:: Provided data ::
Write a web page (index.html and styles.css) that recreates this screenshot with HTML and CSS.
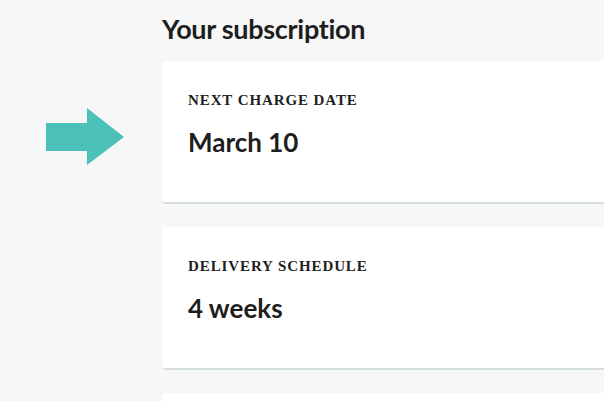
FILE: index.html
```html
<!doctype html>
<html lang="en">
<head>
    <meta charset="UTF-8">
    <title>Your subscription</title>
    <link rel="stylesheet" href="styles.css">
</head>
    <body>
        <div class="page">
            <div class="side">
                <svg class="arrow" width="80" height="58" viewBox="0 0 80 58">
                    <polygon points="0,15 41,15 41,0 78,29 41,57 41,43 0,43" fill="#4cc1b9"/>
                </svg>
            </div>
            <section class="main">
                <h1 class="subTitle">Your subscription</h1>
                <div class="card">
                    <div class="cardLabel">Next charge date</div>
                    <div class="cardValue">March 10</div>
                </div>
                <div class="card">
                    <div class="cardLabel">Delivery schedule</div>
                    <div class="cardValue">4 weeks</div>
                </div>
                <div class="card"></div>
            </section>
        </div>
    </body>
</html>
```

FILE: styles.css
```css
body {
    margin: 0;
    background-color: #f7f7f7;
    font-family: Lato, "Open Sans", sans-serif;
    color: #1e1e1e;
}

.page {
    display: flex;
    height: 401px;
    overflow: hidden;
}

.side {
    width: 162px;
    flex: none;
    padding-top: 108px;
    box-sizing: border-box;
}

.arrow {
    display: block;
    margin-left: 46px;
}

.main {
    flex: 1;
}

.subTitle {
    font-size: 27px;
    font-weight: 700;
    margin: 11px 0 14px 0;
    line-height: 36px;
    letter-spacing: -0.3px;
}

.card {
    background-color: #ffffff;
    border-radius: 4px 0 0 4px;
    border-bottom: 2px solid #d6dfdf;
    height: 141px;
    margin-bottom: 23px;
    padding: 0 26px;
}

.cardLabel {
    font-family: "Liberation Serif", serif;
    font-weight: 700;
    font-size: 15px;
    text-transform: uppercase;
    letter-spacing: 0.9px;
    padding-top: 31px;
    line-height: 16px;
}

.cardValue {
    font-size: 26px;
    font-weight: 700;
    margin-top: 19px;
    line-height: 30px;
}
```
:::
Problem statement: Without the images, write out each line of the data verbatim.

Correct response:
Write a web page (index.html and styles.css) that recreates this screenshot with HTML and CSS.
FILE: index.html
```html
<!doctype html>
<html lang="en">
<head>
    <meta charset="UTF-8">
    <title>Your subscription</title>
    <link rel="stylesheet" href="styles.css">
</head>
    <body>
        <div class="page">
            <div class="side">
                <svg class="arrow" width="80" height="58" viewBox="0 0 80 58">
                    <polygon points="0,15 41,15 41,0 78,29 41,57 41,43 0,43" fill="#4cc1b9"/>
                </svg>
            </div>
            <section class="main">
                <h1 class="subTitle">Your subscription</h1>
                <div class="card">
                    <div class="cardLabel">Next charge date</div>
                    <div class="cardValue">March 10</div>
                </div>
                <div class="card">
                    <div class="cardLabel">Delivery schedule</div>
                    <div class="cardValue">4 weeks</div>
                </div>
                <div class="card"></div>
            </section>
        </div>
    </body>
</html>
```

FILE: styles.css
```css
body {
    margin: 0;
    background-color: #f7f7f7;
    font-family: Lato, "Open Sans", sans-serif;
    color: #1e1e1e;
}

.page {
    display: flex;
    height: 401px;
    overflow: hidden;
}

.side {
    width: 162px;
    flex: none;
    padding-top: 108px;
    box-sizing: border-box;
}

.arrow {
    display: block;
    margin-left: 46px;
}

.main {
    flex: 1;
}

.subTitle {
    font-size: 27px;
    font-weight: 700;
    margin: 11px 0 14px 0;
    line-height: 36px;
    letter-spacing: -0.3px;
}

.card {
    background-color: #ffffff;
    border-radius: 4px 0 0 4px;
    border-bottom: 2px solid #d6dfdf;
    height: 141px;
    margin-bottom: 23px;
    padding: 0 26px;
}

.cardLabel {
    font-family: "Liberation Serif", serif;
    font-weight: 700;
    font-size: 15px;
    text-transform: uppercase;
    letter-spacing: 0.9px;
    padding-top: 31px;
    line-height: 16px;
}

.cardValue {
    font-size: 26px;
    font-weight: 700;
    margin-top: 19px;
    line-height: 30px;
}
```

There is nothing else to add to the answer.